>> BEGIN PROVIDED MATERIAL

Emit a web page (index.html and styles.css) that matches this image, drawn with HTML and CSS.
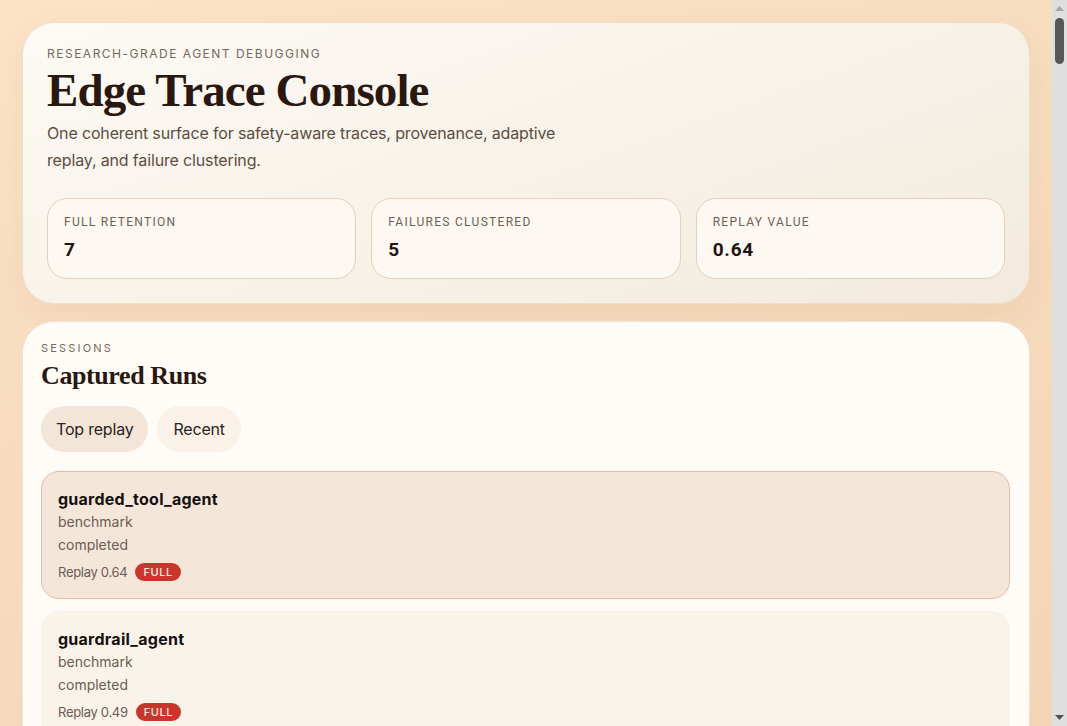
FILE: index.html
```html
<!DOCTYPE html>
<html lang="en">
<head>
<meta charset="utf-8">
<title>Edge Trace Console</title>
<link rel="stylesheet" href="styles.css">
</head>
<body>
<main class="page">
  <section class="hero">
    <p class="eyebrow">Research-grade agent debugging</p>
    <h1 class="title">Edge Trace Console</h1>
    <p class="lede">One coherent surface for safety-aware traces, provenance, adaptive replay, and failure clustering.</p>
    <div class="stats">
      <div class="stat"><span class="stat-label">Full retention</span><span class="stat-value">7</span></div>
      <div class="stat"><span class="stat-label">Failures clustered</span><span class="stat-value">5</span></div>
      <div class="stat"><span class="stat-label">Replay value</span><span class="stat-value">0.64</span></div>
    </div>
  </section>

  <section class="panel">
    <p class="eyebrow small">Sessions</p>
    <h2 class="panel-title">Captured Runs</h2>
    <div class="tabs">
      <button class="tab active">Top replay</button>
      <button class="tab">Recent</button>
    </div>
    <div class="runs">
      <article class="run selected"><h3 class="run-name">guarded_tool_agent</h3><p class="run-meta">benchmark</p><p class="run-meta">completed</p><div class="run-foot"><span>Replay 0.64</span><span class="badge">FULL</span></div></article>
      <article class="run"><h3 class="run-name">guardrail_agent</h3><p class="run-meta">benchmark</p><p class="run-meta">completed</p><div class="run-foot"><span>Replay 0.49</span><span class="badge">FULL</span></div></article>
      <article class="run"><h3 class="run-name">planner_agent</h3><p class="run-meta">benchmark</p><p class="run-meta">failed</p><div class="run-foot"><span>Replay 0.47</span><span class="badge">FULL</span></div></article>
      <article class="run"><h3 class="run-name">retrieval_agent</h3><p class="run-meta">production</p><p class="run-meta">failed</p><div class="run-foot"><span>Replay 0.45</span><span class="badge">FULL</span></div></article>
      <article class="run"><h3 class="run-name">browser_agent</h3><p class="run-meta">benchmark</p><p class="run-meta">completed</p><div class="run-foot"><span>Replay 0.44</span><span class="badge">FULL</span></div></article>
      <article class="run"><h3 class="run-name">sql_agent</h3><p class="run-meta">production</p><p class="run-meta">failed</p><div class="run-foot"><span>Replay 0.42</span><span class="badge">FULL</span></div></article>
      <article class="run"><h3 class="run-name">code_review_agent</h3><p class="run-meta">benchmark</p><p class="run-meta">failed</p><div class="run-foot"><span>Replay 0.41</span><span class="badge">FULL</span></div></article>
    </div>
  </section>
</main>
<aside class="scrollbar" aria-hidden="true">
  <div class="sb-btn">
    <svg width="9" height="5" viewBox="0 0 9 5"><path d="M0 5 L4.5 0 L9 5 Z" fill="#a3a3a3"/></svg>
  </div>
  <div class="sb-track"><div class="sb-thumb"></div></div>
  <div class="sb-btn">
    <svg width="9" height="5" viewBox="0 0 9 5"><path d="M0 0 L9 0 L4.5 5 Z" fill="#505050"/></svg>
  </div>
</aside>
</body>
</html>
```

FILE: styles.css
```css
* { box-sizing: border-box; }

html, body {
  margin: 0;
  padding: 0;
  height: 100%;
  overflow: hidden;
}

body {
  display: flex;
  background: linear-gradient(160deg, #fde3c6 0%, #f7dcc0 40%, #f3d5b6 100%);
  font-family: Inter, "Noto Sans", sans-serif;
  color: #2a1d16;
}

.page {
  flex: 1;
  min-width: 0;
  height: 100vh;
  overflow-y: auto;
  padding: 22px;
  display: flex;
  flex-direction: column;
  gap: 17px;
}

.scrollbar {
  flex: none;
  width: 15px;
  height: 100vh;
  background: #dfdfdf;
  display: flex;
  flex-direction: column;
}

.sb-btn {
  flex: none;
  height: 17px;
  display: flex;
  align-items: center;
  justify-content: center;
}

.sb-track {
  flex: 1;
  padding: 1px 3px 0 3px;
}

.sb-thumb {
  width: 9px;
  height: 46px;
  border-radius: 5px;
  background: #575757;
}

.hero {
  flex: none;
  background: linear-gradient(160deg, #fdfaf5 0%, #f8f2e9 50%, #f2eadd 100%);
  border: 1px solid #ecdecb;
  border-radius: 32px;
  padding: 24px 24px 24px;
  box-shadow: 0 12px 30px rgba(150, 100, 50, 0.08);
}

.eyebrow {
  margin: 0;
  font-size: 12px;
  line-height: 14px;
  letter-spacing: 1.5px;
  text-transform: uppercase;
  color: #77685d;
}

.eyebrow.small {
  font-size: 11px;
  line-height: 16px;
  letter-spacing: 2.2px;
}

.title {
  margin: 4px 0 0;
  font-family: "Liberation Serif", "DejaVu Serif", serif;
  font-weight: 700;
  font-size: 47px;
  line-height: 50px;
  letter-spacing: -0.9px;
  color: #2a1810;
}

.lede {
  margin: 5px 0 0;
  max-width: 540px;
  font-size: 16px;
  line-height: 27px;
  letter-spacing: -0.15px;
  color: #5d4c42;
}

.stats {
  margin-top: 24px;
  display: grid;
  grid-template-columns: repeat(3, 1fr);
  gap: 15px;
}

.stat {
  display: flex;
  flex-direction: column;
  gap: 8px;
  padding: 16px 16px;
  border: 1px solid #e4cfb8;
  border-radius: 20px;
  background: #fdf8f2;
}

.stat-label {
  font-family: Roboto, "Liberation Sans", sans-serif;
  font-size: 12px;
  line-height: 15px;
  letter-spacing: 1.3px;
  text-transform: uppercase;
  color: #6f6056;
}

.stat-value {
  font-family: Roboto, "Liberation Sans", sans-serif;
  font-weight: 700;
  font-size: 19px;
  line-height: 24px;
  letter-spacing: 0.8px;
  color: #1e1410;
}

.panel {
  flex: none;
  background: #fffbf6;
  border: 1px solid #f0e2d2;
  border-radius: 32px;
  padding: 18px 19px 18px 18px;
}

.panel-title {
  margin: 6px 0 0;
  font-family: "Liberation Serif", "DejaVu Serif", serif;
  font-weight: 700;
  font-size: 26px;
  line-height: 28px;
  letter-spacing: -0.4px;
  color: #2a1810;
}

.tabs {
  margin-top: 16px;
  display: flex;
  gap: 9px;
}

.tab {
  font-family: Inter, "Noto Sans", sans-serif;
  font-size: 16px;
  line-height: 20px;
  letter-spacing: -0.2px;
  color: #2a2220;
  border: none;
  border-radius: 999px;
  padding: 13px 15px;
  background: #faf1e8;
  cursor: pointer;
}

.tab + .tab {
  padding: 13px 16px;
}

.tab.active {
  background: #f3e6d8;
}

.runs {
  margin-top: 19px;
  display: flex;
  flex-direction: column;
  gap: 12px;
}

.run {
  border: 1px solid #faf3ea;
  border-radius: 18px;
  background: #faf3ea;
  padding: 16px 16px;
}

.run.selected {
  background: #f4e7da;
  border-color: #e9bba4;
}

.run-name {
  margin: 0;
  font-size: 16px;
  line-height: 22px;
  font-weight: 700;
  letter-spacing: 0.25px;
  color: #141010;
}

.run-meta {
  margin: 0;
  font-size: 14px;
  line-height: 23px;
  color: #6c5c52;
}

.run-foot {
  margin-top: 6px;
  display: flex;
  align-items: center;
  gap: 8px;
  font-size: 13px;
  line-height: 20px;
  letter-spacing: -0.3px;
  color: #6c5c52;
}

.badge {
  display: inline-block;
  padding: 1px 8px;
  border-radius: 999px;
  background: #c9372c;
  color: #fbe8e2;
  font-size: 11px;
  line-height: 16px;
  letter-spacing: 0.6px;
  font-weight: 500;
}
```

>> END PROVIDED MATERIAL

Set the data above down again exactly as given, with no pictures.

Emit a web page (index.html and styles.css) that matches this image, drawn with HTML and CSS.
FILE: index.html
```html
<!DOCTYPE html>
<html lang="en">
<head>
<meta charset="utf-8">
<title>Edge Trace Console</title>
<link rel="stylesheet" href="styles.css">
</head>
<body>
<main class="page">
  <section class="hero">
    <p class="eyebrow">Research-grade agent debugging</p>
    <h1 class="title">Edge Trace Console</h1>
    <p class="lede">One coherent surface for safety-aware traces, provenance, adaptive replay, and failure clustering.</p>
    <div class="stats">
      <div class="stat"><span class="stat-label">Full retention</span><span class="stat-value">7</span></div>
      <div class="stat"><span class="stat-label">Failures clustered</span><span class="stat-value">5</span></div>
      <div class="stat"><span class="stat-label">Replay value</span><span class="stat-value">0.64</span></div>
    </div>
  </section>

  <section class="panel">
    <p class="eyebrow small">Sessions</p>
    <h2 class="panel-title">Captured Runs</h2>
    <div class="tabs">
      <button class="tab active">Top replay</button>
      <button class="tab">Recent</button>
    </div>
    <div class="runs">
      <article class="run selected"><h3 class="run-name">guarded_tool_agent</h3><p class="run-meta">benchmark</p><p class="run-meta">completed</p><div class="run-foot"><span>Replay 0.64</span><span class="badge">FULL</span></div></article>
      <article class="run"><h3 class="run-name">guardrail_agent</h3><p class="run-meta">benchmark</p><p class="run-meta">completed</p><div class="run-foot"><span>Replay 0.49</span><span class="badge">FULL</span></div></article>
      <article class="run"><h3 class="run-name">planner_agent</h3><p class="run-meta">benchmark</p><p class="run-meta">failed</p><div class="run-foot"><span>Replay 0.47</span><span class="badge">FULL</span></div></article>
      <article class="run"><h3 class="run-name">retrieval_agent</h3><p class="run-meta">production</p><p class="run-meta">failed</p><div class="run-foot"><span>Replay 0.45</span><span class="badge">FULL</span></div></article>
      <article class="run"><h3 class="run-name">browser_agent</h3><p class="run-meta">benchmark</p><p class="run-meta">completed</p><div class="run-foot"><span>Replay 0.44</span><span class="badge">FULL</span></div></article>
      <article class="run"><h3 class="run-name">sql_agent</h3><p class="run-meta">production</p><p class="run-meta">failed</p><div class="run-foot"><span>Replay 0.42</span><span class="badge">FULL</span></div></article>
      <article class="run"><h3 class="run-name">code_review_agent</h3><p class="run-meta">benchmark</p><p class="run-meta">failed</p><div class="run-foot"><span>Replay 0.41</span><span class="badge">FULL</span></div></article>
    </div>
  </section>
</main>
<aside class="scrollbar" aria-hidden="true">
  <div class="sb-btn">
    <svg width="9" height="5" viewBox="0 0 9 5"><path d="M0 5 L4.5 0 L9 5 Z" fill="#a3a3a3"/></svg>
  </div>
  <div class="sb-track"><div class="sb-thumb"></div></div>
  <div class="sb-btn">
    <svg width="9" height="5" viewBox="0 0 9 5"><path d="M0 0 L9 0 L4.5 5 Z" fill="#505050"/></svg>
  </div>
</aside>
</body>
</html>
```

FILE: styles.css
```css
* { box-sizing: border-box; }

html, body {
  margin: 0;
  padding: 0;
  height: 100%;
  overflow: hidden;
}

body {
  display: flex;
  background: linear-gradient(160deg, #fde3c6 0%, #f7dcc0 40%, #f3d5b6 100%);
  font-family: Inter, "Noto Sans", sans-serif;
  color: #2a1d16;
}

.page {
  flex: 1;
  min-width: 0;
  height: 100vh;
  overflow-y: auto;
  padding: 22px;
  display: flex;
  flex-direction: column;
  gap: 17px;
}

.scrollbar {
  flex: none;
  width: 15px;
  height: 100vh;
  background: #dfdfdf;
  display: flex;
  flex-direction: column;
}

.sb-btn {
  flex: none;
  height: 17px;
  display: flex;
  align-items: center;
  justify-content: center;
}

.sb-track {
  flex: 1;
  padding: 1px 3px 0 3px;
}

.sb-thumb {
  width: 9px;
  height: 46px;
  border-radius: 5px;
  background: #575757;
}

.hero {
  flex: none;
  background: linear-gradient(160deg, #fdfaf5 0%, #f8f2e9 50%, #f2eadd 100%);
  border: 1px solid #ecdecb;
  border-radius: 32px;
  padding: 24px 24px 24px;
  box-shadow: 0 12px 30px rgba(150, 100, 50, 0.08);
}

.eyebrow {
  margin: 0;
  font-size: 12px;
  line-height: 14px;
  letter-spacing: 1.5px;
  text-transform: uppercase;
  color: #77685d;
}

.eyebrow.small {
  font-size: 11px;
  line-height: 16px;
  letter-spacing: 2.2px;
}

.title {
  margin: 4px 0 0;
  font-family: "Liberation Serif", "DejaVu Serif", serif;
  font-weight: 700;
  font-size: 47px;
  line-height: 50px;
  letter-spacing: -0.9px;
  color: #2a1810;
}

.lede {
  margin: 5px 0 0;
  max-width: 540px;
  font-size: 16px;
  line-height: 27px;
  letter-spacing: -0.15px;
  color: #5d4c42;
}

.stats {
  margin-top: 24px;
  display: grid;
  grid-template-columns: repeat(3, 1fr);
  gap: 15px;
}

.stat {
  display: flex;
  flex-direction: column;
  gap: 8px;
  padding: 16px 16px;
  border: 1px solid #e4cfb8;
  border-radius: 20px;
  background: #fdf8f2;
}

.stat-label {
  font-family: Roboto, "Liberation Sans", sans-serif;
  font-size: 12px;
  line-height: 15px;
  letter-spacing: 1.3px;
  text-transform: uppercase;
  color: #6f6056;
}

.stat-value {
  font-family: Roboto, "Liberation Sans", sans-serif;
  font-weight: 700;
  font-size: 19px;
  line-height: 24px;
  letter-spacing: 0.8px;
  color: #1e1410;
}

.panel {
  flex: none;
  background: #fffbf6;
  border: 1px solid #f0e2d2;
  border-radius: 32px;
  padding: 18px 19px 18px 18px;
}

.panel-title {
  margin: 6px 0 0;
  font-family: "Liberation Serif", "DejaVu Serif", serif;
  font-weight: 700;
  font-size: 26px;
  line-height: 28px;
  letter-spacing: -0.4px;
  color: #2a1810;
}

.tabs {
  margin-top: 16px;
  display: flex;
  gap: 9px;
}

.tab {
  font-family: Inter, "Noto Sans", sans-serif;
  font-size: 16px;
  line-height: 20px;
  letter-spacing: -0.2px;
  color: #2a2220;
  border: none;
  border-radius: 999px;
  padding: 13px 15px;
  background: #faf1e8;
  cursor: pointer;
}

.tab + .tab {
  padding: 13px 16px;
}

.tab.active {
  background: #f3e6d8;
}

.runs {
  margin-top: 19px;
  display: flex;
  flex-direction: column;
  gap: 12px;
}

.run {
  border: 1px solid #faf3ea;
  border-radius: 18px;
  background: #faf3ea;
  padding: 16px 16px;
}

.run.selected {
  background: #f4e7da;
  border-color: #e9bba4;
}

.run-name {
  margin: 0;
  font-size: 16px;
  line-height: 22px;
  font-weight: 700;
  letter-spacing: 0.25px;
  color: #141010;
}

.run-meta {
  margin: 0;
  font-size: 14px;
  line-height: 23px;
  color: #6c5c52;
}

.run-foot {
  margin-top: 6px;
  display: flex;
  align-items: center;
  gap: 8px;
  font-size: 13px;
  line-height: 20px;
  letter-spacing: -0.3px;
  color: #6c5c52;
}

.badge {
  display: inline-block;
  padding: 1px 8px;
  border-radius: 999px;
  background: #c9372c;
  color: #fbe8e2;
  font-size: 11px;
  line-height: 16px;
  letter-spacing: 0.6px;
  font-weight: 500;
}
```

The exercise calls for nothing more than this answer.